[START PROVIDED INFORMATION]
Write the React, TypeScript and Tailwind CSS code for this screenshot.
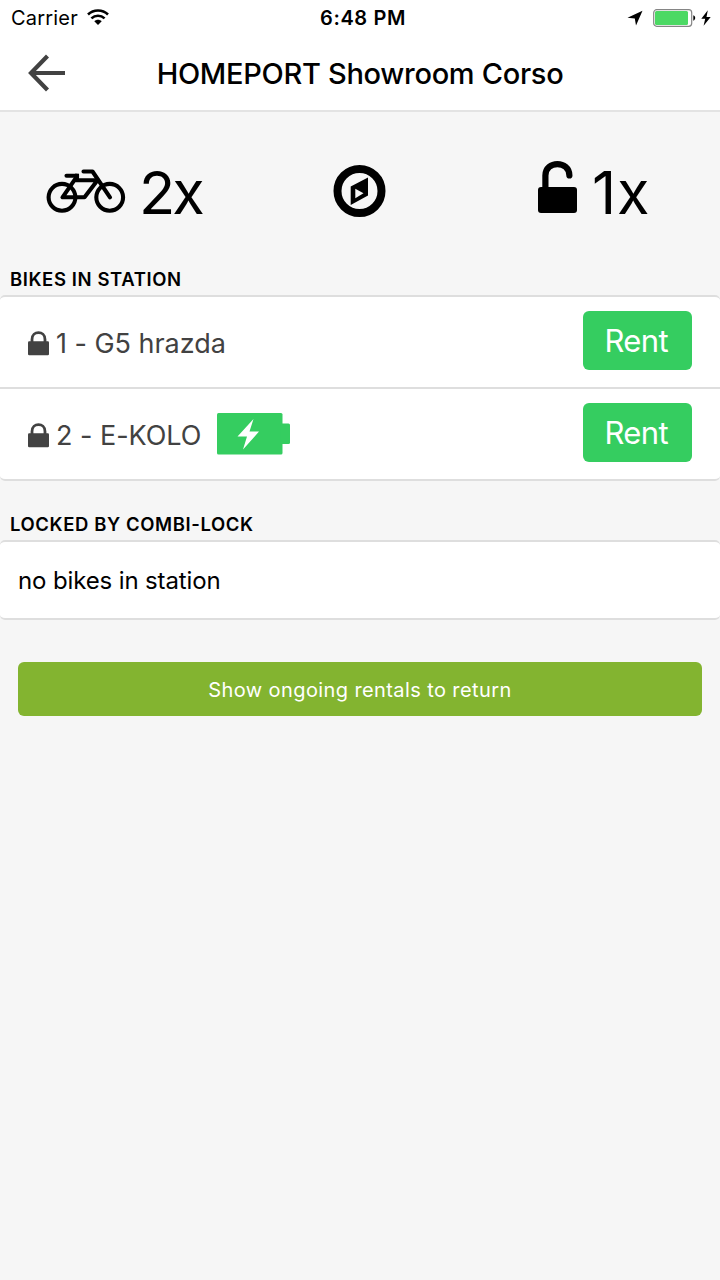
import React from "react";

function WifiIcon() {
  return (
    <svg width="22" height="17" viewBox="0 0 22 17" fill="none" stroke="#000" strokeWidth="2.6" className="mb-[1px]">
      <path d="M1 5.5C6.6.2 15.4.2 21 5.5" />
      <path d="M4.4 9.4C8.2 5.8 13.8 5.8 17.6 9.4" />
      <path d="M7.3 12.2C9.4 10.2 12.6 10.2 14.7 12.2L11 15.9Z" fill="#000" stroke="none" />
    </svg>
  );
}

function StatusBar() {
  return (
    <div className="grid h-[36px] grid-cols-[1fr_auto_1fr] items-center pr-[9px] pl-[11px]">
      <div className="flex items-center">
        <span className="w-[76px] pt-[1px] text-[20px] leading-[35px] tracking-[0.2px] whitespace-nowrap">Carrier</span>
        <WifiIcon />
      </div>
      <span className="pt-[1px] pl-[4px] text-[20px] leading-[35px] font-semibold tracking-[0.6px]">6:48 PM</span>
      <div className="flex items-center justify-end">
        <svg width="16" height="16" viewBox="0 0 16 16">
          <path d="M15.5.8L9 15.5 7.8 8.4.5 7.8Z" />
        </svg>
        <svg className="ml-[10px]" width="43" height="18" viewBox="0 0 43 18">
          <rect x=".7" y=".7" width="38" height="16.6" rx="3" fill="#fff" stroke="#858585" strokeWidth="1.2" />
          <rect x="2" y="2" width="33" height="14" rx="1.5" fill="#4cd964" />
          <path d="M40.3 6.3C42.8 7.2 42.8 10.8 40.3 11.7Z" />
        </svg>
        <svg className="ml-[5px]" width="10" height="16" viewBox="0 0 10 16">
          <path d="M6.8.2L.3 8.8H4.2L2.6 15.8 9.7 6.9H5.5Z" />
        </svg>
      </div>
    </div>
  );
}

function Header() {
  return (
    <header className="grid h-[76px] grid-cols-[1fr_auto_1fr] items-center border-b-2 border-[#e3e3e3] px-[28px]">
      <svg width="38" height="38" viewBox="0 0 38 38" fill="none" stroke="#424242" strokeWidth="4.2">
        <path d="M37 19H3.5M19.5 2L3 19 19.5 36" />
      </svg>
      <h1 className="pt-[1px] text-[29px] leading-[73px] font-medium tracking-[-0.3px] whitespace-nowrap">HOMEPORT Showroom Corso</h1>
      <span />
    </header>
  );
}

function BikeIcon() {
  return (
    <svg width="80" height="46" viewBox="0 0 80 46" fill="none" stroke="#000" strokeWidth="4.1" strokeLinejoin="round">
      <circle cx="16" cy="29.3" r="13.4" />
      <circle cx="63.7" cy="29.3" r="13.4" />
      <path d="M31.5 7.7L16.5 29.3H38.5L51.5 12.3H28.5" />
      <path d="M20.5 7.7H31" strokeLinecap="round" />
      <path d="M31 5.7V12" />
      <path d="M37.5 3.5H46.5L64 29.3" strokeLinecap="round" />
    </svg>
  );
}

function Summary() {
  return (
    <section className="flex h-[155px] items-start pt-[49px]">
      <div className="flex h-[60px] w-[308px] items-center pl-[46px]">
        <BikeIcon />
        <span className="ml-[13px] pt-[1px] text-[59.5px] leading-[60px] tracking-[-3px]">2x</span>
      </div>
      <div className="flex h-[60px] w-[104px] items-center justify-center">
        <svg width="54" height="54" viewBox="0 0 54 54">
          <circle cx="26.5" cy="27" r="22" fill="none" stroke="#000" strokeWidth="8" />
          <path fillRule="evenodd" d="M17.7 22.5L35 13.5V31.5L17.7 41ZM22.3 24.7V34.3L30.5 29.2Z" />
        </svg>
      </div>
      <div className="flex h-[60px] items-center pl-[125px]">
        <svg width="41" height="54" viewBox="0 0 41 54" className="mb-[8px]">
          <rect x="1" y="27" width="39" height="26" rx="3" />
          <path d="M8.4 29V15.5C8.4 .3 32.4 .3 32.4 15.5" fill="none" stroke="#000" strokeWidth="6.2" strokeLinecap="round" />
        </svg>
        <span className="ml-[14px] pt-[1px] text-[59.5px] leading-[60px] tracking-[0.8px]">1x</span>
      </div>
    </section>
  );
}

function SectionTitle({ children }: { children: React.ReactNode }) {
  return <h2 className="pl-[10px] text-[18.5px] leading-[24px] font-semibold tracking-[0.6px]">{children}</h2>;
}

function BikeRow({ name, electric = false }: { name: string; electric?: boolean }) {
  return (
    <li className="flex h-[90px] items-center px-[28px] text-[#424242]">
      <svg width="21" height="25" viewBox="0 0 21 25" className="mt-[2px] shrink-0">
        <rect x="0" y="10.3" width="21" height="14" rx="1.2" fill="#424242" />
        <path d="M4 12V8.5C4-.6 17-.6 17 8.5V12" fill="none" stroke="#424242" strokeWidth="2.8" />
      </svg>
      <span className="mt-[4px] ml-[7px] text-[27px] leading-[36px] tracking-[-0.03px] whitespace-nowrap">{name}</span>
      {electric && (
        <svg className="mb-[1px] ml-[16px]" width="74" height="42" viewBox="0 0 74 42">
          <rect width="65.5" height="41.5" rx="1.5" fill="#35cd60" />
          <rect x="63.5" y="10.5" width="9.5" height="20.5" rx="1.5" fill="#35cd60" />
          <path d="M36.5 6L20.5 23.5H30L26 36.5 42 18.5H32.5Z" fill="#fff" />
        </svg>
      )}
      <button className="mb-[3px] ml-auto h-[59px] w-[109.5px] rounded-[6px] bg-[#35cd60] pr-[2px] text-[31px] leading-[59px] tracking-[-0.6px] text-white">
        Rent
      </button>
    </li>
  );
}

export default function App() {
  return (
    <div className="min-h-screen w-[720px] bg-[#f6f6f6] font-['Inter',sans-serif] text-black">
      <div className="bg-white">
        <StatusBar />
        <Header />
      </div>
      <main>
        <Summary />
        <SectionTitle>BIKES IN STATION</SectionTitle>
        <ul className="mt-[4px] rounded-[5px] border-y-2 border-[#dedede] bg-white">
          <BikeRow name="1 - G5 hrazda" />
          <li className="h-[2px] bg-[#dedede]" aria-hidden="true" />
          <BikeRow name="2 - E-KOLO" electric />
        </ul>
        <div className="mt-[31px]">
          <SectionTitle>LOCKED BY COMBI-LOCK</SectionTitle>
        </div>
        <p className="mt-[4px] h-[80px] rounded-[5px] border-y-2 border-[#dedede] bg-white pl-[18px] text-[24px] leading-[78px] tracking-[-0.13px]">
          no bikes in station
        </p>
        <div className="px-[18px] pt-[42px]">
          <button className="block h-[54px] w-full rounded-[6px] bg-[#83b430] pt-[1px] text-[20px] leading-[54px] tracking-[0.4px] text-white">
            Show ongoing rentals to return
          </button>
        </div>
      </main>
    </div>
  );
}
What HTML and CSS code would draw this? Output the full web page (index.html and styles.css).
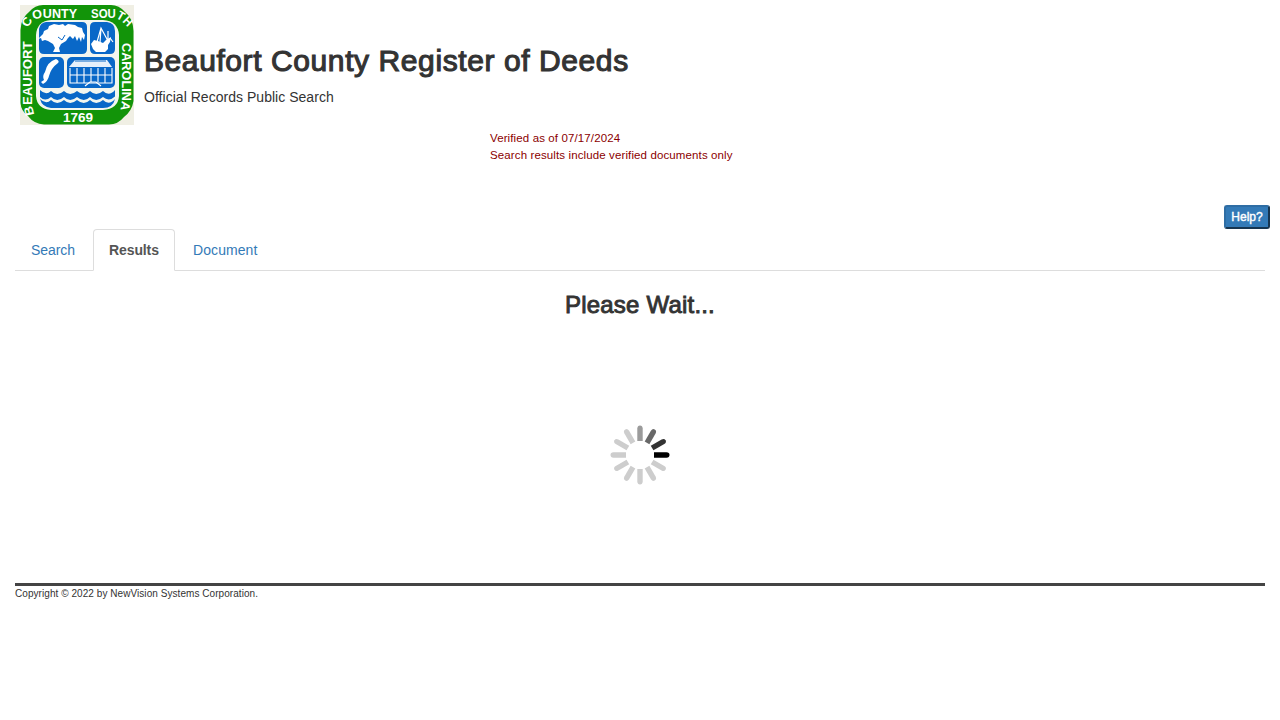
FILE: index.html
```html
<!DOCTYPE html>
<html lang="en">
<head>
<meta charset="utf-8">
<title>Beaufort County Register of Deeds</title>
<link rel="stylesheet" href="styles.css">
</head>
<body>
<header class="header">
  <svg class="seal" viewBox="20 5 114 120" role="img" aria-label="Beaufort County seal">
    <defs>
      <path id="top-arc" d="M29 28Q31 18.500 41 18H114Q120 18 130 30"/>
      <path id="left-arc" d="M35 114Q32 110 32.500 101V38"/>
      <path id="right-arc" d="M122 43V98Q122 105 119 115"/>
    </defs>
    <path fill="#f0efe4" d="M20 5h114v120H20z"/>
    <path class="green" d="M43 5H111Q119 5 125 12Q133 18 133.500 31V101Q132 111 124 117Q118 124.500 109 124.500H44Q34 124 28 116Q21 111 20.500 103V30Q21 18 29 12Q35 5 43 5z"/>
    <path fill="#f3f6ef" d="M51 20H103Q118 21 119 35V96Q118 109 103 110H51Q37 109 36 96V35Q37 21 51 20z"/>
    <g class="blue">
      <path d="M46 22H82Q87 22 87 27V49Q87 54 82 54H44Q39 54 39 49V29Q40 23 46 22z"/>
      <path d="M95 22H107Q115 23 115 31V49Q115 54 110 54H95Q90 54 90 49V27Q90 22 95 22z"/>
      <rect x="39" y="57" width="25" height="31" rx="5"/>
      <rect x="67" y="57" width="48" height="31" rx="5"/>
      <path d="M40 90Q46 96 51 91Q57 97 64 91Q70 97 77 91Q84 97 90 91Q96 97 103 91Q109 97 115 90V96.500Q109 102 103 97Q96 103 90 97Q84 103 77 97Q70 103 64 97Q57 103 51 97Q45 102 40 97z"/>
      <path d="M40 99Q46 105 51 100Q57 106 64 100Q70 106 77 100Q84 106 90 100Q96 106 103 100Q109 106 115 99Q113 108 103 108H51Q42 107 40 99z"/>
    </g>
    <g fill="#fff">
      <path d="M41 36l2-2 1-3 4-2 1-3 5-2 5 1 4-1 2 2 3-2 7 1 3 2 4 1 1 4 2 3-1 5-2-3-1 5-2-5-2 4-2-5-2 3-3-3-2 2-2 3-5 3-2 4 1 4h-7l2-4-2-4-5-3-3-1-3 1-1-3-3 1z"/>
      <path d="M91 44l3-4 4 1 5 2 3-3 5-3-1 5-2 3v4l-3 3H96l-3-3z"/>
      <path d="M56 59Q60 61 58 63Q51 68 49 76Q48 81 43 84L41 82L44 80Q42 76 45 72Q47 62 56 59z"/>
      <path opacity=".9" d="M75 60H107L112 67H69z"/>
    </g>
    <path class="building" d="M70 68V83H85M70 75H112M70 83H112V68M77 68V83M84 68V83M91 68V82M98 68V82M105 68V83"/>
    <path fill="none" stroke="#fff" stroke-width="1.200" d="M97 42L101 28L108 41M101 28L100 43M108 41V31M110 38l3 4M85 86l5-4h6l5 4"/>
    <path fill="none" stroke="#0968c8" stroke-width="1" d="M58 37l4 3 3-5M75 61h31"/>
    <g class="lettering">
      <text><textPath href="#top-arc" textLength="53" lengthAdjust="spacingAndGlyphs">COUNTY</textPath></text>
      <text><textPath href="#top-arc" startOffset="67" textLength="40" lengthAdjust="spacingAndGlyphs">SOUTH</textPath></text>
      <text><textPath href="#left-arc" textLength="73" lengthAdjust="spacingAndGlyphs">BEAUFORT</textPath></text>
      <text><textPath href="#right-arc" textLength="67" lengthAdjust="spacingAndGlyphs">CAROLINA</textPath></text>
      <text x="63" y="122" textLength="30" lengthAdjust="spacingAndGlyphs">1769</text>
    </g>
  </svg>
  <div class="titles">
    <h1 class="title">Beaufort County Register of Deeds</h1>
    <p class="subtitle">Official Records Public Search</p>
  </div>
</header>
<div class="verified">Verified as of 07/17/2024<br><span class="verified-note">Search results include verified documents only</span></div>
<div class="actions"><button class="help">Help?</button></div>
<nav class="tabs">
  <a class="tab tab-search">Search</a>
  <a class="tab tab-results">Results</a>
  <a class="tab tab-document">Document</a>
</nav>
<main class="content">
  <h2 class="wait">Please Wait...</h2>
  <svg class="spinner" viewBox="-30 -30 60 60" aria-label="Loading">
    <defs><path id="spoke" d="M14-2.700H26.500Q29.500-2.500 29.500 0Q29.500 2.500 26.500 2.700H14z"/></defs>
    <g fill="#cdcdcd">
      <use href="#spoke" transform="rotate(30)"/><use href="#spoke" transform="rotate(60)"/>
      <use href="#spoke" transform="rotate(90)"/><use href="#spoke" transform="rotate(120)"/>
      <use href="#spoke" transform="rotate(150)"/><use href="#spoke" transform="rotate(180)"/>
      <use href="#spoke" transform="rotate(210)"/><use href="#spoke" transform="rotate(240)"/>
    </g>
    <use href="#spoke" transform="rotate(270)" fill="#9b9b9b"/>
    <use href="#spoke" transform="rotate(300)" fill="#686868"/>
    <use href="#spoke" transform="rotate(330)" fill="#333"/>
    <use href="#spoke" fill="#000"/>
  </svg>
</main>
<footer class="footer">Copyright © 2022 by NewVision Systems Corporation.</footer>
</body>
</html>
```

FILE: styles.css
```css
* { box-sizing: border-box; }
body { margin: 0; padding: 5px 15px 0; background: #fff; color: #333; font: 14px/20px "Liberation Sans", Arial, sans-serif; }
.header { display: flex; height: 120px; padding-left: 5px; gap: 10px; }
.seal { width: 114px; height: 120px; flex: none; overflow: visible; }
.green { fill: #129409; }
.blue { fill: #0968c8; }
.building { fill: none; stroke: #fff; stroke-width: 1.1; }
.lettering { fill: #fff; font: bold 12.5px "Liberation Sans", Arial, sans-serif; }
.titles { padding-top: 39px; white-space: nowrap; }
.title { margin: 0; font-size: 30px; line-height: 33px; font-weight: 400; letter-spacing: .59px; -webkit-text-stroke: 1.1px #333; }
.subtitle { margin: 10px 0 0; letter-spacing: .03px; }
.verified { margin: 5px 0 0 475px; height: 75px; color: #8b0000; font-size: 11.5px; line-height: 17px; letter-spacing: .12px; }
.actions { display: flex; justify-content: flex-end; margin-right: -5px; height: 24px; }
.help { width: 46px; height: 24px; padding: 0; border: 2px outset #2e6da4; border-radius: 3px; background: #337ab7; color: #fff; font: 12px/18px "Liberation Sans", Arial, sans-serif; -webkit-text-stroke: .4px #fff; }
.tabs { display: flex; height: 42px; gap: 2px; border-bottom: 1px solid #ddd; }
.tab { height: 42px; padding: 10px 15px; border: 1px solid transparent; border-radius: 4px 4px 0 0; color: #337ab7; white-space: nowrap; }
.tab-search { width: 76px; letter-spacing: -.08px; }
.tab-results { width: 82px; border-color: #ddd #ddd #fff; background: #fff; color: #555; font-weight: 700; letter-spacing: -.1px; }
.tab-document { width: 97px; letter-spacing: .08px; }
.content { display: flex; flex-direction: column; align-items: center; height: 312px; padding-top: 20px; }
.wait { margin: 0; font-size: 24px; line-height: 28px; font-weight: 400; letter-spacing: .2px; -webkit-text-stroke: .9px #333; }
.spinner { width: 60px; height: 60px; margin-top: 106px; }
.footer { border-top: 3px solid #444; font-size: 10px; line-height: 15px; letter-spacing: .06px; }
```
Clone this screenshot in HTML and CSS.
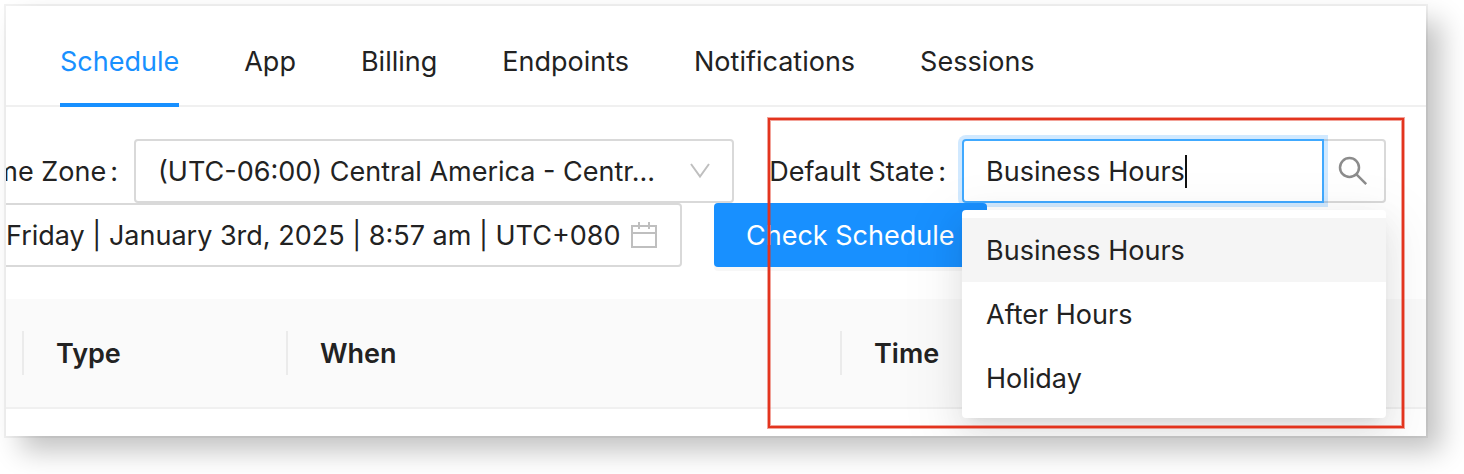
[END PROVIDED INFORMATION]
— EXERCISE DESCRIPTION —
Write out nothing but the lines from the start of the data through the line with "import React from". Leave out the pictures.

— THE REPLY —
Write the React, TypeScript and Tailwind CSS code for this screenshot.
import React from "react";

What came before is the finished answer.